There are comebacks, and then there are comebacks. Thirty-four years ago, in June 1981, Miles Davis staged a memorable comeback performance in Boston that ended five years of self-imposed silence. The four-night barrage stood the jazz world on its ear, and although the music was formidable, what made it all so head-turning was that it was such an event.

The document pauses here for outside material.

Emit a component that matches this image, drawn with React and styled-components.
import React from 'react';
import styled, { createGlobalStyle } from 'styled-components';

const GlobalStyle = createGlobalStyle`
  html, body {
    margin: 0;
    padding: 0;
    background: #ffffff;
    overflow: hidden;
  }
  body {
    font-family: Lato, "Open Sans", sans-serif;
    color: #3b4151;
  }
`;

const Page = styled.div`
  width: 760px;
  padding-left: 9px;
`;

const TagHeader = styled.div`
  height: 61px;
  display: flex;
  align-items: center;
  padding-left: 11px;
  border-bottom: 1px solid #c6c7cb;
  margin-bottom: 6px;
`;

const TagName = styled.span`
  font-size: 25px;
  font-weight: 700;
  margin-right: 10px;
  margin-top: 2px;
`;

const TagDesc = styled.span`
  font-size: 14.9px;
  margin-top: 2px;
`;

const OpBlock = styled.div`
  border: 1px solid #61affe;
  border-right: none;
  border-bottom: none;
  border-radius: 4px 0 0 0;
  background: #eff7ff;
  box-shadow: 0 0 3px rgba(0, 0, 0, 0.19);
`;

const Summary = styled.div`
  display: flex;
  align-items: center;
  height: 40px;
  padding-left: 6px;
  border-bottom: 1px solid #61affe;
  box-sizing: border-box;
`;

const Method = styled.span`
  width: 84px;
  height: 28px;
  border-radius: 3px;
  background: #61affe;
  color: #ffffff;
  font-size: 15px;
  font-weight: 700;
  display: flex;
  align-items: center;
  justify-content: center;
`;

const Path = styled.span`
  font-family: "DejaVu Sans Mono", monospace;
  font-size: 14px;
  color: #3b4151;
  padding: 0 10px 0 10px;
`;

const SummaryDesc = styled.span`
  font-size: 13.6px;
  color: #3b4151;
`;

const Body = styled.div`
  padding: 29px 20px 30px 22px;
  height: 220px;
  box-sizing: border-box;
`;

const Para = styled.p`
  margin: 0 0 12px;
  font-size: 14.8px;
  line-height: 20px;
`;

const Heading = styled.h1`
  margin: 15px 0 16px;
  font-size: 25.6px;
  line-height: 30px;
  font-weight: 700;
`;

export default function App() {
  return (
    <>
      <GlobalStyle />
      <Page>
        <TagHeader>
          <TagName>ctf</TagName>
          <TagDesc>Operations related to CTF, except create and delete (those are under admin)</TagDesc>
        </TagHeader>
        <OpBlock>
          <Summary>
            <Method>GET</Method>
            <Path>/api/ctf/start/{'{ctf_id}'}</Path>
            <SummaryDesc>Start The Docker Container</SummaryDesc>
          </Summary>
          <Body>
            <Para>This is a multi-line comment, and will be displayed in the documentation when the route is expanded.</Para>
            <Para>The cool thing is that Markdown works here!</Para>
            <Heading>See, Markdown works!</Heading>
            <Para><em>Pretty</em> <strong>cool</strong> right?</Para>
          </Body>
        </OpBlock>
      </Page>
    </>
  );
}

Miles had been out of the public eye for five years, enduring physical maladies and having little desire to play. But he was ready to go again in 1981, and his group had just recorded a new album, The Man With the Horn, and he was going to play at the Kool Jazz Festival in New York in early July. But Davis wanted a tune-up first, and he wanted to do it in a club. So Davis contacted Fred Taylor, for whom he had worked more than ten times at the Jazz Workshop or Paul’s Mall between 1967 and 1977. Simply put, Davis trusted Taylor.
Although Taylor was out of the nightclub business—he was running the Harvard Square Theater at the time—he knew of a 400-seat club that might work for Davis, on the edge of Kenmore Square, called Kix. It was a disco in a converted garage that formerly housed a rock venue called the Psychedelic Supermarket. Taylor booked it for four nights in June, the 26th through the 29th.
Taylor hired Sue Auclair to manage the publicity, and news of the upcoming shows was made public in mid June… Miles Davis in Boston for four nights… two shows per night… ticket price $12.50. The news created a tidal wave of interest, and media people from as far away as Japan turned up in Boston for the opening. Meanwhile, Auclair recruited Boston mayor Kevin White to issue a proclamation declaring the four days in June to be Miles Davis Weekend.